Semiconductor chips, which could be rightfully dubbed the “backbone” of modern society, are at the very foundation of a number of electronic devices including microchips and other circuits. They essentially keep the world moving today and are of invaluable use to humans in most aspects of life. In spite of them being so widespread, they are not the fastest such equipments on the block. For the last 30 years, experts have been tinkering with gallium arsenide, a material that they say could replace silicon as the preferred substrate for semiconductors, LiveScience
The advantage that gallium has over silicon can be summed up in three simple words – higher electron mobility. Gallium arsenide is a special type of the chemical that is even more suited to carrying electrical impulses. Because the electrons move faster within this chemical, they can get from point A to point B faster than the electrons in silicon can. For real-life applications, this is like comparing a steam-engine locomotive with a fast, modern train, traveling at several times its speed.
This hypothetical speed can also be augmented by using not only the silicon replacement, but a three-way combination of the rare, silvery metal known as indium, gallium and arsenic, a renowned poison that, in semiconductors, acts as a hardening agent. According to University of Texas materials scientist Christopher Hinkle, this combination can result in transistors that are ten times faster than any existing one. Combining gallium arsenide-based substrates with the carbon compound graphene may lead to even higher speeds, although this field of research is still in its infancy. Graphene was only discovered in 2004, at the University of Manchester, in the United Kingdom.

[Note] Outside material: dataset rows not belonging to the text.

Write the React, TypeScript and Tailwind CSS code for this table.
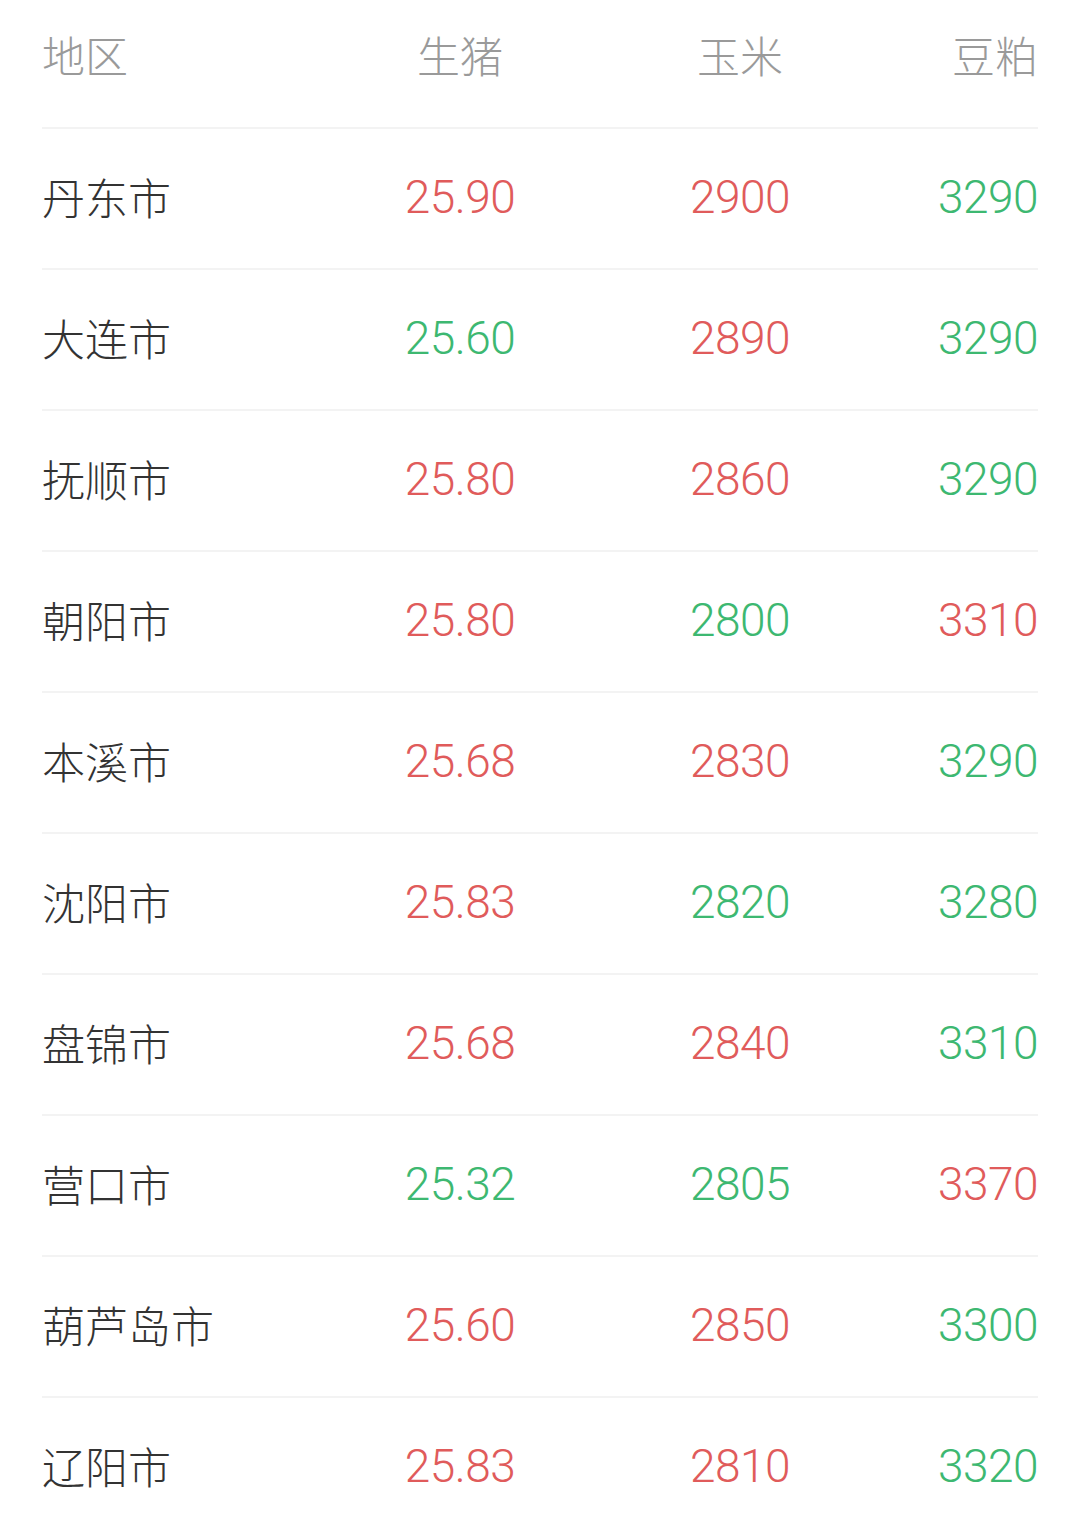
const rows: { name: string; pig: [string, "up" | "down"]; corn: [string, "up" | "down"]; meal: [string, "up" | "down"] }[] = [
  { name: "丹东市", pig: ["25.90", "up"], corn: ["2900", "up"], meal: ["3290", "down"] },
  { name: "大连市", pig: ["25.60", "down"], corn: ["2890", "up"], meal: ["3290", "down"] },
  { name: "抚顺市", pig: ["25.80", "up"], corn: ["2860", "up"], meal: ["3290", "down"] },
  { name: "朝阳市", pig: ["25.80", "up"], corn: ["2800", "down"], meal: ["3310", "up"] },
  { name: "本溪市", pig: ["25.68", "up"], corn: ["2830", "up"], meal: ["3290", "down"] },
  { name: "沈阳市", pig: ["25.83", "up"], corn: ["2820", "down"], meal: ["3280", "down"] },
  { name: "盘锦市", pig: ["25.68", "up"], corn: ["2840", "up"], meal: ["3310", "down"] },
  { name: "营口市", pig: ["25.32", "down"], corn: ["2805", "down"], meal: ["3370", "up"] },
  { name: "葫芦岛市", pig: ["25.60", "up"], corn: ["2850", "up"], meal: ["3300", "down"] },
  { name: "辽阳市", pig: ["25.83", "up"], corn: ["2810", "up"], meal: ["3320", "down"] },
];

const cjk = "font-['Noto_Sans_CJK_SC',sans-serif] font-light";
const num = "font-['Roboto',sans-serif] font-light text-[46px] leading-none tracking-[-0.5px]";

function tone(t: "up" | "down") {
  return t === "up" ? "text-[#e05b5b]" : "text-[#3db871]";
}

export default function App() {
  return (
    <div className="w-[1080px] h-[1532px] overflow-hidden bg-white px-[42px]">
      <div className={`grid grid-cols-[300px_236px_324px_1fr] items-center h-[127px] pb-[18px] text-[43px] text-[#9a9a9a] ${cjk}`}>
        <div>地区</div>
        <div className="text-center">生猪</div>
        <div className="text-center">玉米</div>
        <div className="text-right">豆粕</div>
      </div>
      {rows.map((r) => (
        <div key={r.name} className="grid grid-cols-[300px_236px_324px_1fr] items-center h-[141px] pb-[4px] border-t-2 border-[#f3f3f3]">
          <div className={`text-[43px] text-[#333333] ${cjk}`}>{r.name}</div>
          <div className={`text-center ${num} ${tone(r.pig[1])}`}>{r.pig[0]}</div>
          <div className={`text-center ${num} ${tone(r.corn[1])}`}>{r.corn[0]}</div>
          <div className={`text-right ${num} ${tone(r.meal[1])}`}>{r.meal[0]}</div>
        </div>
      ))}
    </div>
  );
}
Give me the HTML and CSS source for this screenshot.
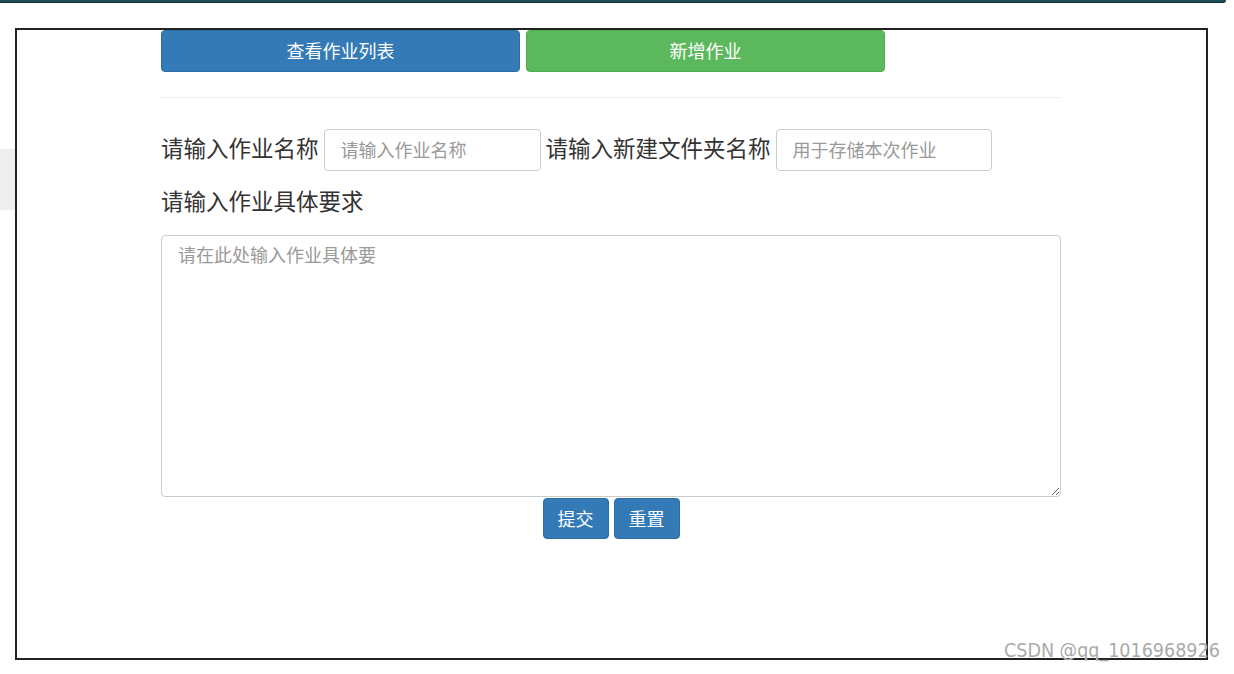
FILE: index.html
```html
<!DOCTYPE html>
<html lang="zh">
<head>
<meta charset="utf-8">
<title>新增作业</title>
<link rel="stylesheet" href="styles.css">
</head>
<body>
<div class="topbar"></div>
<div class="page">
  <div class="side"><div class="side-block"></div></div>
  <div class="frame">
    <div class="content">
      <div class="tabs">
        <button class="btn btn-primary tab">查看作业列表</button>
        <button class="btn btn-success tab">新增作业</button>
      </div>
      <hr class="divider">
      <div class="row">
        <label class="label">请输入作业名称</label>
        <input class="field field-name" type="text" placeholder="请输入作业名称">
        <label class="label">请输入新建文件夹名称</label>
        <input class="field field-folder" type="text" placeholder="用于存储本次作业">
      </div>
      <div class="label label-block">请输入作业具体要求</div>
      <textarea class="area" placeholder="请在此处输入作业具体要"></textarea>
      <div class="actions">
        <button class="btn btn-primary small">提交</button>
        <button class="btn btn-primary small">重置</button>
      </div>
    </div>
  </div>
</div>
<div class="watermark">CSDN @qq_1016968926</div>
</body>
</html>
```

FILE: styles.css
```css
html, body {
  margin: 0;
  padding: 0;
  background: #ffffff;
  font-family: "Noto Sans CJK SC", "Noto Sans", sans-serif;
  color: #333333;
}

.topbar {
  width: 1226px;
  height: 2px;
  background: #1f4d57;
  border-bottom: 1px solid #0f2a30;
  border-bottom-right-radius: 3px;
}

.page {
  display: flex;
  margin-top: 25px;
}

.side {
  width: 15px;
  flex: none;
}

.side-block {
  margin-top: 121px;
  height: 61px;
  background: #eeeeee;
}

.frame {
  width: 1189px;
  height: 628px;
  border: 2px solid #222222;
  flex: none;
}

.content {
  width: 900px;
  margin-left: 144px;
  display: flex;
  flex-direction: column;
}

.tabs {
  display: flex;
  gap: 6px;
}

.btn {
  font-family: "Noto Sans CJK SC", "Noto Sans", sans-serif;
  color: #ffffff;
  border: 1px solid transparent;
  border-radius: 4px;
  cursor: pointer;
  padding: 0;
}

.btn-primary {
  background: #337ab7;
  border-color: #2e6da4;
}

.btn-success {
  background: #5cb85c;
  border-color: #4cae4c;
}

.tab {
  width: 359px;
  height: 42px;
  font-size: 18px;
  padding-bottom: 2px;
}

.divider {
  margin: 25px 0 0 0;
  border: 0;
  border-top: 1px solid #eeeeee;
  height: 0;
}

.row {
  display: flex;
  align-items: center;
  gap: 5px;
  margin-top: 31px;
}

.label {
  font-size: 22.5px;
  line-height: 30px;
  color: #333333;
  white-space: nowrap;
}

.row .label {
  padding-bottom: 7px;
}

.field {
  height: 42px;
  box-sizing: border-box;
  border: 1px solid #cccccc;
  border-radius: 4px;
  padding: 0 16px 2px 16px;
  font-size: 18px;
  font-family: "Noto Sans CJK SC", "Noto Sans", sans-serif;
  color: #555555;
  outline: none;
}

.field::placeholder, .area::placeholder {
  color: #999999;
}

.field-name {
  width: 217px;
}

.field-folder {
  width: 216px;
}

.label-block {
  margin-top: 14px;
}

.area {
  margin-top: 20px;
  width: 900px;
  height: 262px;
  box-sizing: border-box;
  border: 1px solid #cccccc;
  border-radius: 4px;
  padding: 5px 16px;
  font-size: 18px;
  line-height: 26px;
  font-family: "Noto Sans CJK SC", "Noto Sans", sans-serif;
  display: block;
  outline: none;
}

.actions {
  display: flex;
  justify-content: center;
  gap: 5px;
  margin-top: 1px;
}

.small {
  width: 66px;
  height: 41px;
  font-size: 18px;
  padding-bottom: 2px;
}

.watermark {
  position: absolute;
  left: 1004px;
  top: 639px;
  font-family: "DejaVu Sans Condensed", "DejaVu Sans", sans-serif;
  font-size: 19.5px;
  color: #aaaaaa;
  text-shadow: 0 0 1px #ffffff;
  white-space: nowrap;
}
```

“We have already made transistors using the indium-gallium-arsenic material, and they are right around 10 faster than silicon ones. But they have an order of magnitude more defects, making them less reliable, and they break down faster,” Hinkle adds. Replacing silicon with gallium is “harder than it sounds – the whole process has not been completely solved,” the expert adds. He will present the finds between November 8-13, in San Jose, at the 56th annual International Symposium & Exhibition of the American Vacuum Society.